Overall, SSA complied with the contracts and received and documented the goods and services it had paid for appropriately, O’Carroll wrote in the Sept. 15 audit.
However, since 2008, SSA spent approximately $3.2 million to purchase about 7,300 more client access licenses than were necessary to support SSA software users.
In addition, SSA has also bought about 32,800 more Windows Operating System and 17,500 more Office Professional licenses than needed to accommodate SSA users since 2004, the report states.
SSA executives said the extra software purchases were made because a large number of computers were acquired for use in interviewing areas and training centers, but the agency was unable to provide documentation to substantiate that, O’Carroll wrote.
Without full information available, O’Carroll guessed that the SSA might have forgotten to subtract employees who were leaving the agency when it calculated how many licenses were needed. Alternatively, the agency might have bought software for inactive computers, he suggested.

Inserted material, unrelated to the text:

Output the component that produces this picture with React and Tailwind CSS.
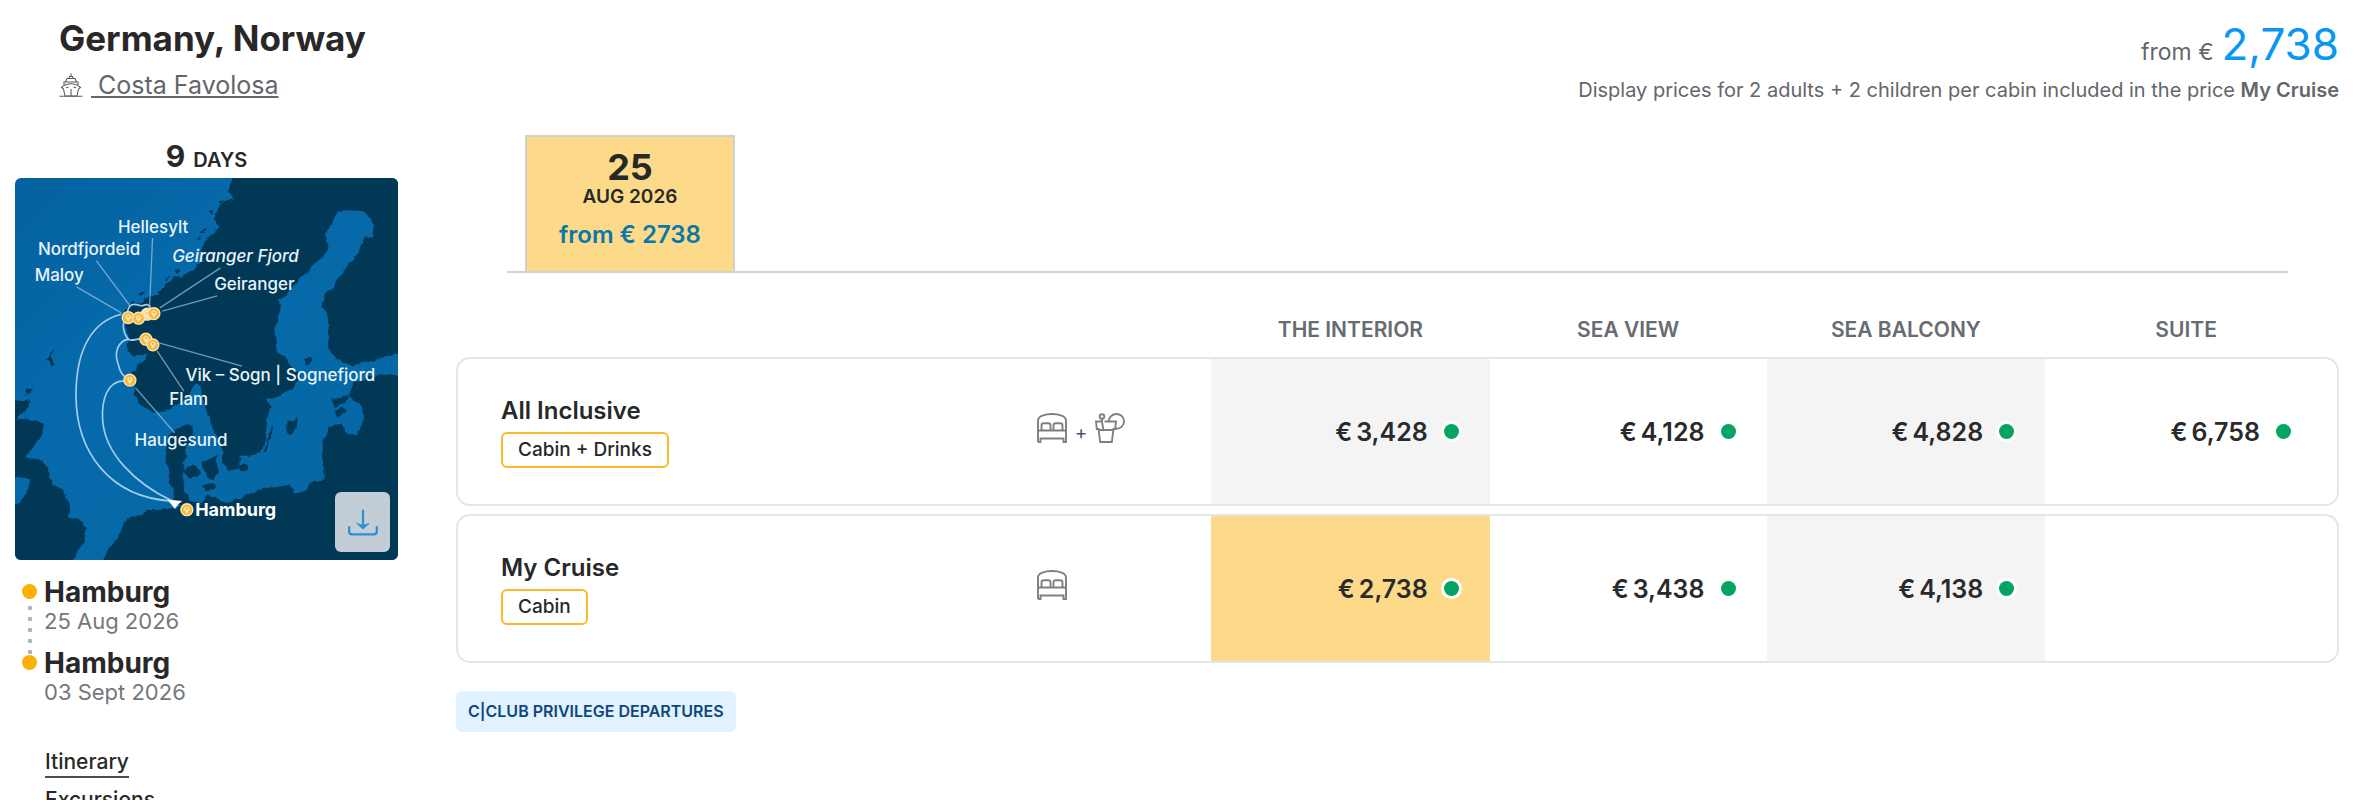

While the SSA apparently thought it needed the additional licenses for computers in training and interview areas, “this does not fully explain or justify the purchase of more than six Operating System and four Office Professional licenses for each net employee added since 2004,” O’Carroll wrote. “The recent growth in license purchases could also indicate that SSA increased software license purchases when hiring new employees but did not decrease the number of licenses when employees left SSA, or SSA paid license and maintenance fees for inactive desktop or laptop computers.”
O’Carroll recommended that the agency ensure that license purchases are based on the actual number of users, and to fully document how it determines how many licenses have been purchased. SSA officials agreed with the recommendations.